In September 2022, a judge in Hamilton County temporarily blocked enforcement of the bill, restoring abortion access in Ohio up to 22 weeks of pregnancy while litigation continued.

== Ohio General Assembly ==
=== Ohio House of Representatives ===
==== Energy ====
In 2017 Blessing introduced H.B. 114, legislation aimed at reducing energy efficiency mandates and eliminating renewable energy mandates in Ohio. The bill passed the House with bipartisan support.
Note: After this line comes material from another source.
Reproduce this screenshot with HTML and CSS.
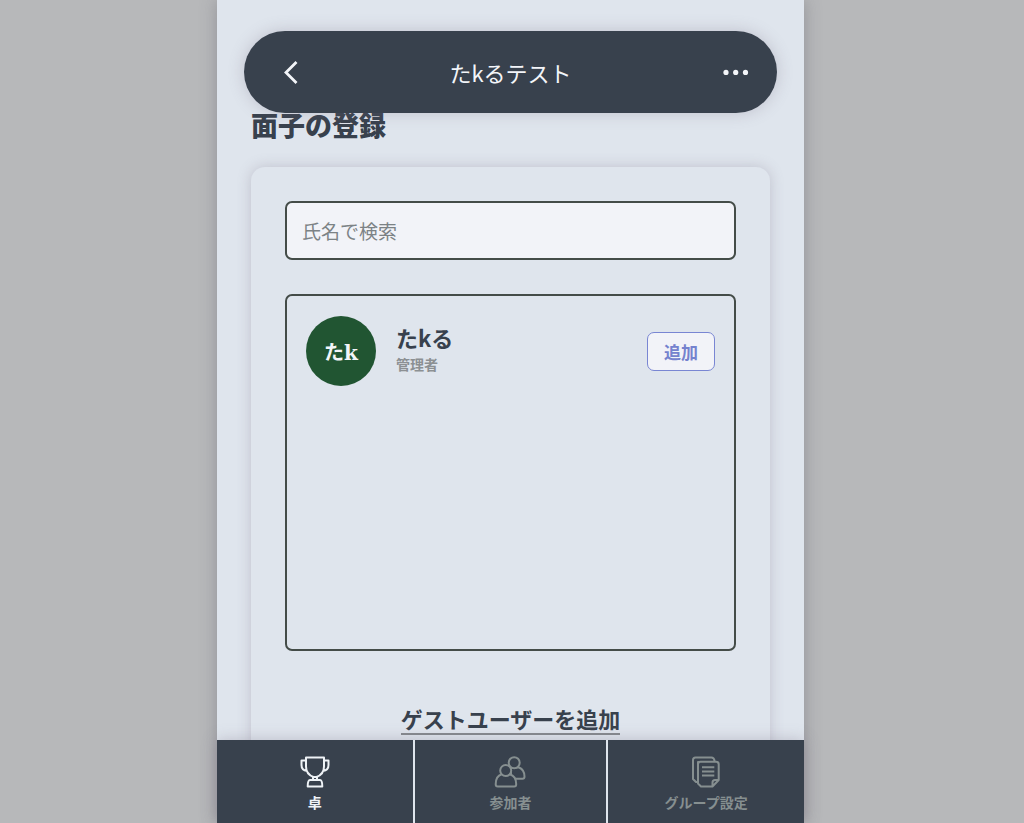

==== Banking and Finance ====
In 2017 Blessing introduced H.B. 199. This legislation created the Ohio Residential Mortgage Lending Act for the purpose of regulating all non-depository lending secured by residential real estate, limited the application of the current Mortgage Loan Law to unsecured loans and loans secured by other than residential real estate, and modified an exemption to the Ohio Consumer Installment Loan Act.

==== Heroin epidemic ====
Along with Representative Jonathan Dever, Blessing jointly sponsored H.B. 171 in the 131st General Assembly. The legislation sought to get drug dealers off of the streets by decreasing the minimum amount of heroin to be considered a first-degree felony trafficking violation.

==== Education ====
In 2015, Representatives Blessing and Jeff Rezabek jointly sponsored H.B. 299. The legislation allows children who are with a legal, permanent or temporary custodian to apply for one of the state's Autism Scholarships. A constituent in Blessing's district, who is the legal guardian of a young girl with Autism, had lost the Autism scholarship. The legislation was ultimately passed and signed by governor John Kasich.

==== Alcohol ====
Blessing, with fellow Cincinnati Representative Denise Driehaus, introduced H.B. 47, which sought to establish "outdoor refreshment areas": areas designated by local governments that allow for open containers.

In the 132nd General Assembly, Blessing sponsored H.B. 444, which allowed free sampling of alcohol beverages in restaurants.

=== Ohio Senate ===
Blessing entered the Ohio Senate on October 9, 2019, after the retirement of his predecessor Louis Terhar.

==== Committee assignments ====
During the 14th General Assembly, Blessing was assigned to the following Ohio Senate committees:

- (Chair of) Ways & Means Committee
- (Vice Chair of) Primary & Secondary Education Committee
- Finance Committee
- Transportation Committee

== Electoral history ==

Ohio House 29th District: Results 2012 to 2018
| Year | Republican | Votes | Pct | Democrat | Votes | Pct | Green | Votes | Pct |
|---|---|---|---|---|---|---|---|---|---|
| 2012 | Louis W. Blessing III | 31,427 | 61.27% | Hubert E. Brown | 19,869 | 38.73% |  |  |  |
| 2014 | Louis W. Blessing III | 20,746 | 67.34% | Tammy Simendinger | 8,852 | 28.73% | Nathan D. Lane | 1,209 | 3.92% |
| 2016 | Louis W. Blessing III | 37,138 | 100% |  |  |  |  |  |  |
| 2018 | Louis W. Blessing III | 28,386 | 64.43% | Carrie R. Davis | 15,668 | 35.57% |  |  |  |

==Personal life==
Blessing and his wife Heather have two children: Louis William Blessing IV and James Warner Blessing.